> _Written problem_: Copy out all lines where "Tailwind" appears.

> _Entries supplied_:

************

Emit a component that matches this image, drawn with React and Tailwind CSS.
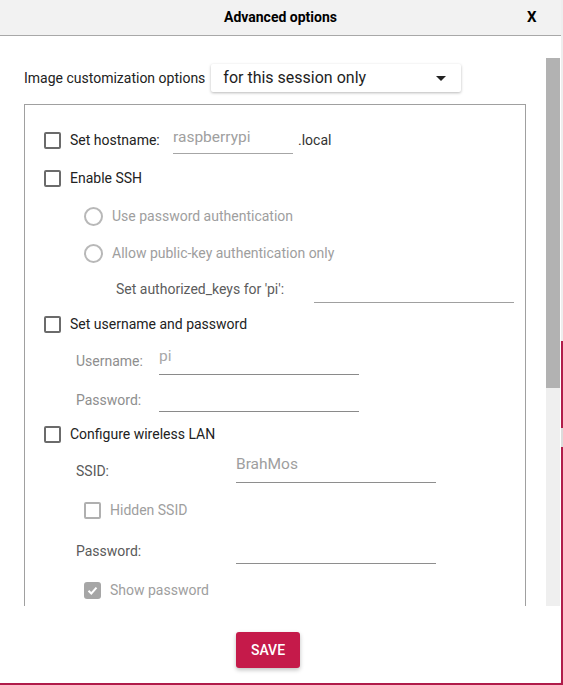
import React from "react";

function Check({ light = false }) {
  return (
    <span
      className={
        "block w-[17px] h-[17px] shrink-0 rounded-[2px] border-2 " +
        (light ? "border-[#b0b0b0]" : "border-[#6b6b6b]")
      }
    />
  );
}

function CheckedBox() {
  return (
    <span className="flex items-center justify-center w-[17px] h-[17px] shrink-0 rounded-[3px] bg-[#a6a6a6]">
      <svg width="13" height="13" viewBox="0 0 13 13">
        <polyline points="2.5,6.8 5.3,9.5 10.5,3.6" fill="none" stroke="#ffffff" strokeWidth="2" />
      </svg>
    </span>
  );
}

function Radio() {
  return <span className="block w-[19px] h-[19px] shrink-0 rounded-full border-2 border-[#b8b8b8]" />;
}

export default function App() {
  return (
    <div className="w-[563px] h-[685px] flex flex-col overflow-hidden bg-[#eeeeee] font-['Roboto',sans-serif]">
      <div className="flex h-[683px]">
        <div className="w-[561px] h-full flex flex-col bg-white rounded-br-[3px]">
          {/* header */}
          <div className="h-[36px] shrink-0 flex items-center bg-[#f2f2f2] border-b border-[#a8a8a8]">
            <div className="w-[35px]" />
            <div className="flex-1 text-center text-[14px] font-bold text-black">Advanced options</div>
            <div className="w-[35px] pl-[1px] text-[15px] font-bold text-black">X</div>
          </div>

          {/* body */}
          <div className="flex h-[570px] shrink-0">
            <div className="w-[546px] pl-[24px] pt-[28px] flex flex-col">
              <div className="h-[28px] shrink-0 flex items-center">
                <span className="text-[14px] text-[#222222]">Image customization options</span>
                <div className="ml-[6px] w-[250px] h-[28px] flex items-center justify-between pl-[12px] pr-[15px] bg-white rounded-[2px] shadow-[0_1px_3px_rgba(0,0,0,0.28)]">
                  <span className="text-[16px] text-[#1e1e1e]">for this session only</span>
                  <svg width="10" height="5" viewBox="0 0 10 5">
                    <polygon points="0,0 10,0 5,5" fill="#222222" />
                  </svg>
                </div>
              </div>

              <div className="mt-[12px] w-[502px] flex-1 overflow-hidden border-t border-x border-[#a0a0a0] pt-[16px] flex flex-col text-[14px]">
                {/* hostname */}
                <div className="h-[38px] shrink-0 flex items-center">
                  <span className="ml-[19px]"><Check /></span>
                  <span className="ml-[9px] w-[103px] text-[#222222]">Set hostname:</span>
                  <div className="w-[120px] h-[28px] pb-[3px] flex items-center border-b border-[#a6a6a6] text-[15.5px] text-[#a0a0a0]">
                    raspberrypi
                  </div>
                  <span className="ml-[5px] text-[#333333]">.local</span>
                </div>
                {/* ssh */}
                <div className="h-[38px] shrink-0 flex items-center">
                  <span className="ml-[19px]"><Check /></span>
                  <span className="ml-[9px] text-[#222222]">Enable SSH</span>
                </div>
                <div className="h-[38px] shrink-0 flex items-center">
                  <span className="ml-[59px]"><Radio /></span>
                  <span className="ml-[9px] text-[#9e9e9e]">Use password authentication</span>
                </div>
                <div className="h-[37px] shrink-0 flex items-center">
                  <span className="ml-[59px]"><Radio /></span>
                  <span className="ml-[9px] text-[#9e9e9e]">Allow public-key authentication only</span>
                </div>
                <div className="h-[35px] shrink-0 flex items-center">
                  <span className="ml-[91px] w-[198px] text-[#5c5c5c]">Set authorized_keys for 'pi':</span>
                  <div className="w-[200px] h-[26px] border-b border-[#a0a0a0]" />
                </div>
                {/* user */}
                <div className="h-[35px] shrink-0 flex items-center">
                  <span className="ml-[19px]"><Check /></span>
                  <span className="ml-[9px] text-[#222222]">Set username and password</span>
                </div>
                <div className="h-[39px] shrink-0 flex items-center">
                  <span className="ml-[51px] w-[83px] text-[#8e8e8e]">Username:</span>
                  <div className="w-[200px] h-[26px] pb-[9px] flex items-center border-b border-[#8a8a8a] text-[15.5px] text-[#a8a8a8]">
                    pi
                  </div>
                </div>
                <div className="h-[38px] shrink-0 flex items-center">
                  <span className="ml-[51px] w-[83px] text-[#8e8e8e]">Password:</span>
                  <div className="w-[200px] h-[24px] border-b border-[#8a8a8a]" />
                </div>
                {/* wifi */}
                <div className="h-[30px] shrink-0 flex items-center">
                  <span className="ml-[19px]"><Check /></span>
                  <span className="ml-[9px] text-[#222222]">Configure wireless LAN</span>
                </div>
                <div className="h-[44px] shrink-0 flex items-center">
                  <span className="ml-[51px] w-[160px] text-[#5a5a5a]">SSID:</span>
                  <div className="w-[200px] h-[24px] pb-[12px] flex items-center border-b border-[#8e8e8e] text-[15.5px] text-[#9e9e9e]">
                    BrahMos
                  </div>
                </div>
                <div className="h-[34px] shrink-0 flex items-center">
                  <span className="ml-[59px]"><Check light /></span>
                  <span className="ml-[9px] text-[#9e9e9e]">Hidden SSID</span>
                </div>
                <div className="h-[48px] shrink-0 flex items-center">
                  <span className="ml-[51px] w-[160px] text-[#5a5a5a]">Password:</span>
                  <div className="w-[200px] h-[26px] border-b border-[#8e8e8e]" />
                </div>
                <div className="h-[30px] shrink-0 flex items-center">
                  <span className="ml-[59px]"><CheckedBox /></span>
                  <span className="ml-[9px] text-[#9e9e9e]">Show password</span>
                </div>
              </div>
            </div>

            {/* scrollbar */}
            <div className="mt-[22px] w-[14px] h-[548px] flex flex-col bg-[#efefef]">
              <div className="h-[330px] bg-[#b2b2b2]" />
            </div>
          </div>

          {/* footer */}
          <div className="flex-1 flex justify-center pt-[26px] pr-[25px]">
            <button className="w-[64px] h-[36px] rounded-[3px] bg-[#c51a4a] text-white text-[14px] font-medium shadow-[0_2px_4px_rgba(0,0,0,0.25)]">
              SAVE
            </button>
          </div>
        </div>

        {/* right edge strip */}
        <div className="w-[2px] flex flex-col">
          <div className="h-[341px] bg-[#eeeeee]" />
          <div className="h-[87px] bg-[#b01c4a]" />
          <div className="h-[19px] bg-[#dcdcdc]" />
          <div className="flex-1 bg-[#b01c4a]" />
        </div>
      </div>
      <div className="h-[2px] bg-[#b01c4a]" />
    </div>
  );
}
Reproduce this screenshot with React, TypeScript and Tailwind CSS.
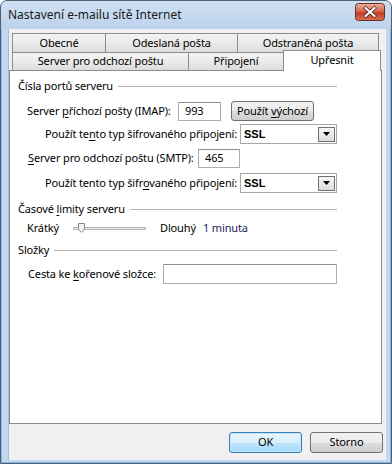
import React from 'react';

function U({ children }: { children: string }) {
  return <span className="underline underline-offset-[2px] decoration-[1px]">{children}</span>;
}

function GroupHeader({ children }: { children: React.ReactNode }) {
  return (
    <div className="flex items-center h-[16px] pl-[8px] pr-[44px]">
      <span className="whitespace-nowrap">{children}</span>
      <div className="flex-1 h-px bg-[#b4b4b4] ml-[5px]" />
    </div>
  );
}

function TextBox({ value, className }: { value?: string; className: string }) {
  return (
    <div
      className={`bg-white border border-[#abadb3] border-t-[#8e8f8f] flex items-center pl-[6px] ${className}`}
    >
      {value}
    </div>
  );
}

function Select({ value }: { value: string }) {
  return (
    <div className="w-[97px] h-[20px] bg-white border border-[#a6a6a6] flex items-center justify-between pl-[3px] pr-[1px]">
      <span className="font-semibold text-[11px] tracking-normal font-['Liberation_Sans',sans-serif]">{value}</span>
      <div className="w-[17px] h-[15px] border border-[#707070] bg-[linear-gradient(#f6f6f6,#dcdcdc)] flex items-center justify-center">
        <svg width="7" height="4" viewBox="0 0 7 4">
          <path d="M0 0h7L3.5 4z" fill="#000" />
        </svg>
      </div>
    </div>
  );
}

function Tab({ label, w, first }: { label: string; w: string; first?: boolean }) {
  return (
    <div
      className={`${w} ${first ? '' : '-ml-px'} h-[20px] border border-[#898c95] bg-[linear-gradient(#f3f3f3,#ebebeb_50%,#dcdcdc)] flex items-center justify-center`}
    >
      {label}
    </div>
  );
}

function CloseButton() {
  return (
    <svg width="30" height="18" viewBox="0 0 30 18" className="-mt-[6px]">
      <defs>
        <linearGradient id="cb" x1="0" y1="0" x2="0" y2="1">
          <stop offset="0" stopColor="#eeb0a0" />
          <stop offset="0.45" stopColor="#d66a52" />
          <stop offset="0.55" stopColor="#c23c24" />
          <stop offset="1" stopColor="#d9704f" />
        </linearGradient>
      </defs>
      <rect x="0.5" y="0.5" width="29" height="17" rx="3" fill="url(#cb)" stroke="#6e2d26" />
      <path d="M10.5 5l9 8M19.5 5l-9 8" stroke="#4a2420" strokeWidth="3.4" strokeLinecap="square" />
      <path d="M10.5 5l9 8M19.5 5l-9 8" stroke="#fff" strokeWidth="2" strokeLinecap="square" />
    </svg>
  );
}

export default function App() {
  return (
    <div className="w-[392px] h-[464px] flex flex-col bg-[#c3d7ef] border border-[#4e5d70] rounded-t-[7px] shadow-[inset_0_0_0_1px_#7fb6e4] font-['Noto_Sans',sans-serif] text-[11px] tracking-[-0.14px] text-black overflow-hidden">
      {/* Title bar */}
      <div className="h-[28px] shrink-0 flex items-center justify-between pl-[7px] pr-[6px] bg-[linear-gradient(#cfe0f4,#bcd2ec)]">
        <span className="text-[12px] tracking-normal text-[#1a1a1a] -mt-[1px]">Nastavení e-mailu sítě Internet</span>
        <CloseButton />
      </div>

      {/* Client area */}
      <div className="ml-[7px] w-[378px] flex-1 mb-[3px] bg-[#f0f0f0] flex flex-col border-l border-[#a9bcd2]">
        {/* Tabs row 1 */}
        <div className="flex mt-[4px] ml-[3px]">
          <Tab label="Obecné" w="w-[94px]" first />
          <Tab label="Odeslaná pošta" w="w-[133px]" />
          <Tab label="Odstraněná pošta" w="w-[142px]" />
        </div>
        {/* Tabs row 2 */}
        <div className="flex items-end h-[21px] -mt-[3px] ml-[3px] relative z-10">
          <div className="w-[177px] h-[17px] mb-[1px] border-x border-[#898c95] bg-[linear-gradient(#f3f3f3,#ebebeb_50%,#dcdcdc)] flex items-center justify-center">
            Server pro odchozí poštu
          </div>
          <div className="w-[96px] -ml-px h-[17px] mb-[1px] border-x border-[#898c95] bg-[linear-gradient(#f3f3f3,#ebebeb_50%,#dcdcdc)] flex items-center justify-center">
            Připojení
          </div>
          <div className="w-[98px] -ml-px h-[21px] border-x border-t border-[#898c95] bg-white flex items-start justify-center pt-[1px]">
            Upřesnit
          </div>
        </div>

        {/* Panel */}
        <div className="-mt-px w-[373px] h-[354px] bg-white border border-[#898c95] flex flex-col">
          <div className="mt-[7px]">
            <GroupHeader>
              Čísla portů serveru
            </GroupHeader>
          </div>

          <div className="flex items-center h-[20px] mt-[7px] pl-[17px]">
            <span className="w-[151px] whitespace-nowrap">
              Server <U>p</U>říchozí pošty (IMAP):
            </span>
            <TextBox value="993" className="w-[43px] h-[19px]" />
            <div className="ml-[10px] w-[83px] h-[20px] rounded-[3px] border border-[#707070] bg-[linear-gradient(#f2f2f2,#ebebeb_50%,#dddddd_50%,#cfcfcf)] flex items-center justify-center">
              <span>
                Použít <U>v</U>ýchozí
              </span>
            </div>
          </div>

          <div className="flex items-center h-[20px] mt-[3px] pl-[35px]">
            <span className="w-[195px] whitespace-nowrap">
              Použít te<U>n</U>to typ šifrovaného připojení:
            </span>
            <Select value="SSL" />
          </div>

          <div className="flex items-center h-[20px] mt-[4px] pl-[18px]">
            <span className="w-[170px] whitespace-nowrap">
              <U>S</U>erver pro odchozí poštu (SMTP):
            </span>
            <TextBox value="465" className="w-[42px] h-[19px]" />
          </div>

          <div className="flex items-center h-[20px] mt-[5px] pl-[35px]">
            <span className="w-[195px] whitespace-nowrap">
              Použít tento typ šifr<U>o</U>vaného připojení:
            </span>
            <Select value="SSL" />
          </div>

          <div className="mt-[8px]">
            <GroupHeader>
              Časové <U>l</U>imity serveru
            </GroupHeader>
          </div>

          <div className="flex items-center h-[16px] mt-[3px] pl-[17px]">
            <span className="w-[46px]">Krátký</span>
            <div className="w-[73px] h-[10px] relative flex items-center">
              <div className="w-full h-[3px] border border-[#b8b8b8] bg-[#e6e6e6]" />
              <svg className="absolute left-[5px] top-[0px]" width="7" height="10" viewBox="0 0 7 10">
                <path d="M0.5 0.5h6v6l-3 3l-3-3z" fill="#f0f0f0" stroke="#8a8a8a" />
              </svg>
            </div>
            <span className="ml-[14px] w-[43px]">Dlouhý</span>
            <span className="text-[#1b1b5a]">1 minuta</span>
          </div>

          <div className="mt-[6px]">
            <GroupHeader>Složky</GroupHeader>
          </div>

          <div className="flex items-center h-[20px] mt-[6px] pl-[18px]">
            <span className="w-[135px] whitespace-nowrap">
              Cesta ke <U>k</U>ořenové složce:
            </span>
            <TextBox className="w-[174px] h-[20px]" />
          </div>
        </div>

        {/* Buttons */}
        <div className="flex justify-end gap-[8px] mt-[8px] w-[374px]">
          <div className="w-[73px] h-[21px] rounded-[3px] border border-[#3c7fb1] bg-[linear-gradient(#eaf6fd,#d9f0fc_50%,#bee6fd_50%,#a7d9f5)] shadow-[inset_0_0_0_1px_#bfe6fa] flex items-center justify-center">
            OK
          </div>
          <div className="w-[73px] h-[21px] rounded-[3px] border border-[#707070] bg-[linear-gradient(#f2f2f2,#ebebeb_50%,#dddddd_50%,#cfcfcf)] flex items-center justify-center">
            Storno
          </div>
        </div>
      </div>
    </div>
  );
}
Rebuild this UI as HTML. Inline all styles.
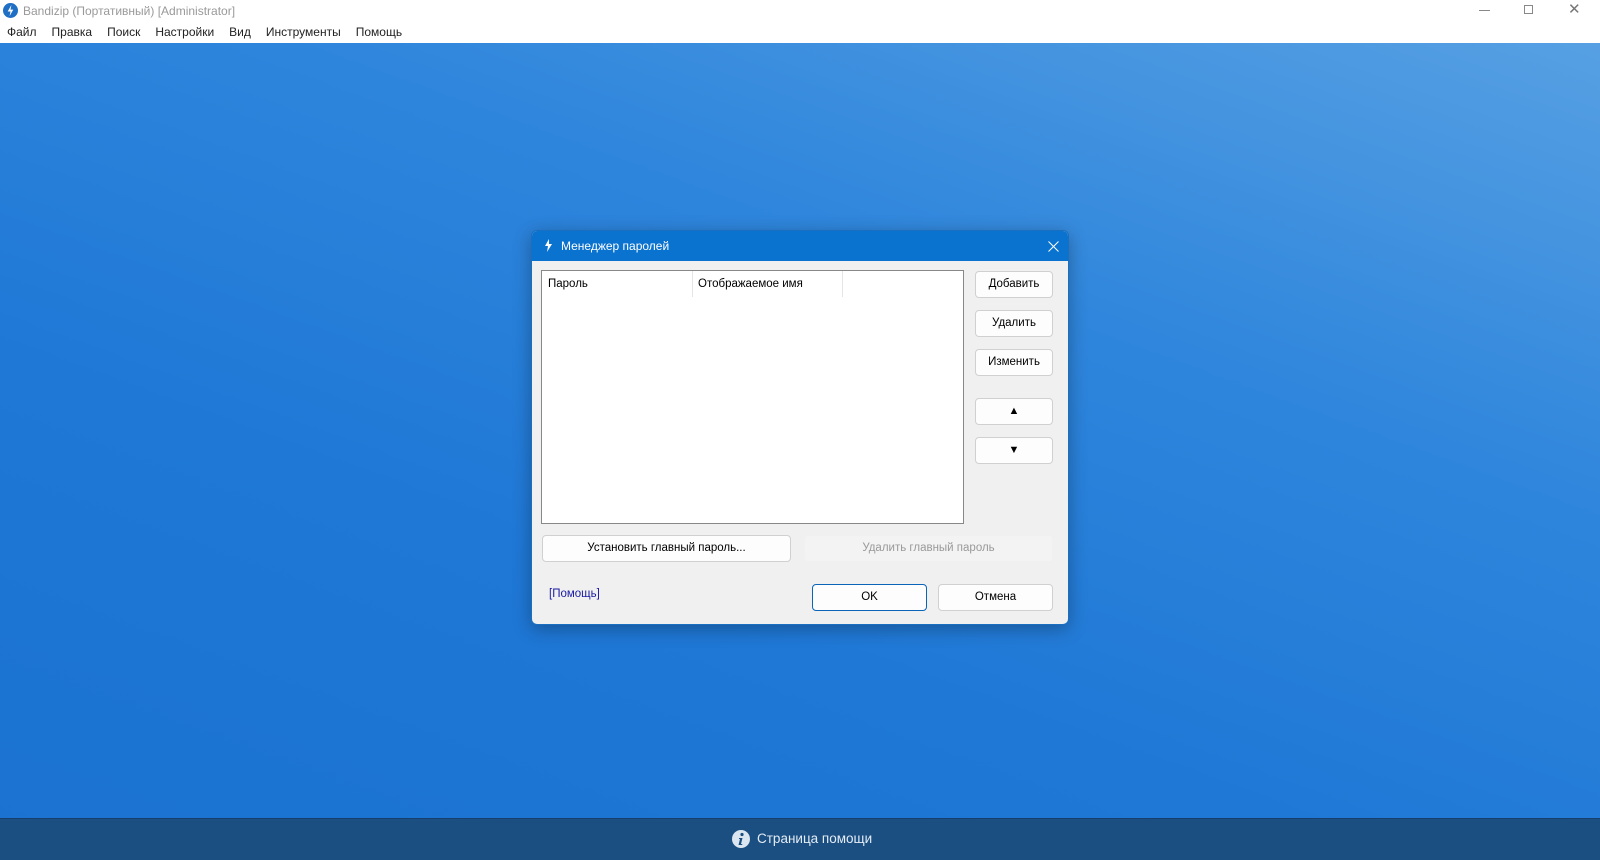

************

> _Task output_:
Emit a component that matches this image, drawn with React and Tailwind CSS.
Reproduce this screenshot with React, TypeScript and Tailwind CSS.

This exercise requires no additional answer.